Reports circulate interest from Man City and Man United as well as Serie A clubs, but the group of suitors could grow, especially with a strong showing this summer.

Given his reliance on his right foot, the 23-year-old attacker prefers to cut inside and create havoc in the box, and thanks to his Neymar-esque ball control and ability to dribble past players as if they weren’t there, Everton will serve as dangerous substitute and a constant headache for opponents at Copa America.

Christofer Gonzales, Peru

At 26, “Canchita” Gonzales is no spring chicken, but due to his work ethic, tireless engine and an instinctive ability to break play, he definitely plays like one. That’s why Gareca is an admirer of the Sporting Cristal midfielder and decided to bring him back to the national team.

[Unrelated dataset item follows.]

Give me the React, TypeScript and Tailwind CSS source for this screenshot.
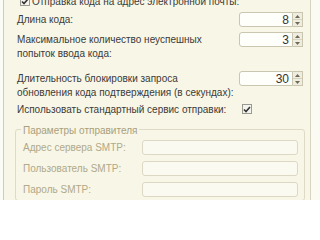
import React from "react"

const font = { fontFamily: '"Liberation Sans", Arial, sans-serif' }

function Check({ checked }: { checked?: boolean }) {
  return (
    <span className="flex h-[10px] w-[10px] shrink-0 items-center justify-center border border-[#9a9a90] bg-[#f4f3ee]">
      {checked && (
        <svg width="8" height="7" viewBox="0 0 8 7">
          <path d="M1 3.5 L3 5.5 L7 1" fill="none" stroke="#333" strokeWidth="1.6" />
        </svg>
      )}
    </span>
  )
}

function Spin({ value }: { value: string }) {
  return (
    <div className="flex h-[15px] shrink-0 items-stretch">
      <div className="flex w-[54px] items-center justify-end rounded-l-[3px] border border-[#c9c5ae] bg-[#fefefb] pr-[3px] text-[12px] text-[#333]">
        {value}
      </div>
      <div className="flex w-[10px] flex-col border-y border-r border-[#c9c5ae] bg-[#efece0]">
        <div className="flex flex-1 items-center justify-center border-b border-[#d6d2c0]">
          <svg width="5" height="3" viewBox="0 0 5 3"><path d="M0 3 L2.5 0 L5 3Z" fill="#6f6a55" /></svg>
        </div>
        <div className="flex flex-1 items-center justify-center">
          <svg width="5" height="3" viewBox="0 0 5 3"><path d="M0 0 L2.5 3 L5 0Z" fill="#6f6a55" /></svg>
        </div>
      </div>
    </div>
  )
}

function SmtpRow({ label }: { label: string }) {
  return (
    <div className="flex h-[21px] shrink-0 items-center">
      <span className="w-[119px] whitespace-nowrap text-[#b0a98a]">{label}</span>
      <div className="h-[15px] w-[156px] rounded-[3px] border border-[#dcd8c4] bg-[#fbfaf1]" />
    </div>
  )
}

export default function App() {
  return (
    <div className="flex h-[200px] w-[320px] overflow-hidden bg-[#f8f6e6] text-[#3a3a3a]" style={font}>
      <div className="w-[4px] border-r border-[#cdc9d4] bg-[#fcfcf6]" />
      <div className="flex w-[307px] shrink-0 flex-col border-r border-[#d8d4c2] pl-[13px] pr-[7px] text-[10px]">
        <div className="-mt-[6px] flex h-[14px] shrink-0 items-center gap-[2px] whitespace-nowrap pl-[3px]">
          <Check checked />
          <span>Отправка кода на адрес электронной почты:</span>
        </div>
        <div className="mt-[4px] grid h-[15px] shrink-0 grid-cols-[1fr_auto] items-center">
          <span>Длина кода:</span>
          <Spin value="8" />
        </div>
        <div className="mt-[5px] grid shrink-0 grid-cols-[1fr_auto] items-start leading-[14px]">
          <span className="min-w-0 whitespace-nowrap pt-[1px]">
            Максимальное количество неуспешных
            <br />
            попыток ввода кода:
          </span>
          <Spin value="3" />
        </div>
        <div className="mt-[10px] grid shrink-0 grid-cols-[1fr_auto] items-start leading-[14px]">
          <span className="min-w-0 whitespace-nowrap pt-[1px]">
            Длительность блокировки запроса
            <br />
            обновления кода подтверждения (в секундах):
          </span>
          <Spin value="30" />
        </div>
        <div className="mt-[2px] flex h-[14px] shrink-0 items-center">
          <span className="w-[225px] whitespace-nowrap">Использовать стандартный сервис отправки:</span>
          <Check checked />
        </div>
        <div className="relative mt-[13px] ml-[-2px] mr-[-2px] shrink-0 rounded-[3px] border border-[#dedac6] pl-[7px] pr-[4px] pt-[7px]">
          <span className="absolute -top-[7px] left-[5px] whitespace-nowrap bg-[#f8f6e6] px-[2px] text-[#a89f7c]">
            Параметры отправителя
          </span>
          <SmtpRow label="Адрес сервера SMTP:" />
          <SmtpRow label="Пользователь SMTP:" />
          <SmtpRow label="Пароль SMTP:" />
        </div>
      </div>
      <div className="flex-1 bg-[#fcfbf3]" />
    </div>
  )
}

Peru’s midfield is deep, so the question is whether Gonzales can compete for a starting role. If the friendlies against Costa Rica and Colombia are any indication, it certainly seems so as Gonzales is Yoshimar Yotun’s biggest competition to play alongside Renato Tapia.     

Santiago Arzamendia, Paraguay

Arzamendia, 21, was born in Argentina but has Paraguayan eligibility. Argentina manager Lionel Scaloni actually scouted him and hoped the young left back would choose his birth nation, but Arzamendia opted for Paraguay as he thought he’d have a stronger, longer impact.

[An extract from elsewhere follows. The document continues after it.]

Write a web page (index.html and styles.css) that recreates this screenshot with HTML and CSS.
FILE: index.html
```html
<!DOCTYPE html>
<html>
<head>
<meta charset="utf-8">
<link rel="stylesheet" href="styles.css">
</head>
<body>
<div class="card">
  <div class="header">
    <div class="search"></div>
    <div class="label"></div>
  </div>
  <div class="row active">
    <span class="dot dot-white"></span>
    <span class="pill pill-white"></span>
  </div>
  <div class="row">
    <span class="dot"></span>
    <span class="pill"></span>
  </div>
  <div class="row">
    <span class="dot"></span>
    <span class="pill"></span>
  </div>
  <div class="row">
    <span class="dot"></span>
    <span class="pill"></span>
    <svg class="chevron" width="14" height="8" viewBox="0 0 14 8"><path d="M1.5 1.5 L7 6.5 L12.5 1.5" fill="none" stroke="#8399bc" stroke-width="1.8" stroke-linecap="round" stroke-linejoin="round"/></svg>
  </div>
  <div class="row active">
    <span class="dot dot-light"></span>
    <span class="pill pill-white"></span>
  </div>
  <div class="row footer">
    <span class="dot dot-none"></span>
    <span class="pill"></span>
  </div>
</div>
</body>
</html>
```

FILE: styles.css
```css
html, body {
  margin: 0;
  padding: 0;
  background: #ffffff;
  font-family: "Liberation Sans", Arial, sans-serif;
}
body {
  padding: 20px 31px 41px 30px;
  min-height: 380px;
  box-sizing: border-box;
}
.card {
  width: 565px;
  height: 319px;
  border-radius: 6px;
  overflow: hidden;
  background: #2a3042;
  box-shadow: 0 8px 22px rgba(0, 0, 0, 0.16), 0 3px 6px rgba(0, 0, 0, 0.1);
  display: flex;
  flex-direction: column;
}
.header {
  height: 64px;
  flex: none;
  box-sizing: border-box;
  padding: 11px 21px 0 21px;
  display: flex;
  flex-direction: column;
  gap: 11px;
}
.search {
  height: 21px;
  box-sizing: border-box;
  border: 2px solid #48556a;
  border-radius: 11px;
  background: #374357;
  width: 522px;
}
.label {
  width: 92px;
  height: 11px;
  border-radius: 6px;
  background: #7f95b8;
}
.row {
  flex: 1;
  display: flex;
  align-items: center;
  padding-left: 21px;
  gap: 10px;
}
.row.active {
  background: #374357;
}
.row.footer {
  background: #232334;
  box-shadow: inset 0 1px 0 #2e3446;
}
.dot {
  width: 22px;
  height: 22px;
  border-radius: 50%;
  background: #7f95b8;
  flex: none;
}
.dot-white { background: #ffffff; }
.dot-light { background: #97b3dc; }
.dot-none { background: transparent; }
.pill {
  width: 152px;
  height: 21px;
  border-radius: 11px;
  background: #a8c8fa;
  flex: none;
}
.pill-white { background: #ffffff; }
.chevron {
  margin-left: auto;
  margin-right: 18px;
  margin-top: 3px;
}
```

A key member of Paraguayan side Cerro Porteño, the only club he has ever known, Arzamendia is a major contender for the starting fullback role opposite the older Ivan Torres. What gives him an edge is his tremendous ability to go forward and provide crosses from practically anywhere in an opponent’s half.

His accuracy is very impressive at such a young age, and if head coach Eduardo Berizzo gives him an opportunity to be adventurous, Arzamendia could be one of the most dangerous fullbacks in the tournament.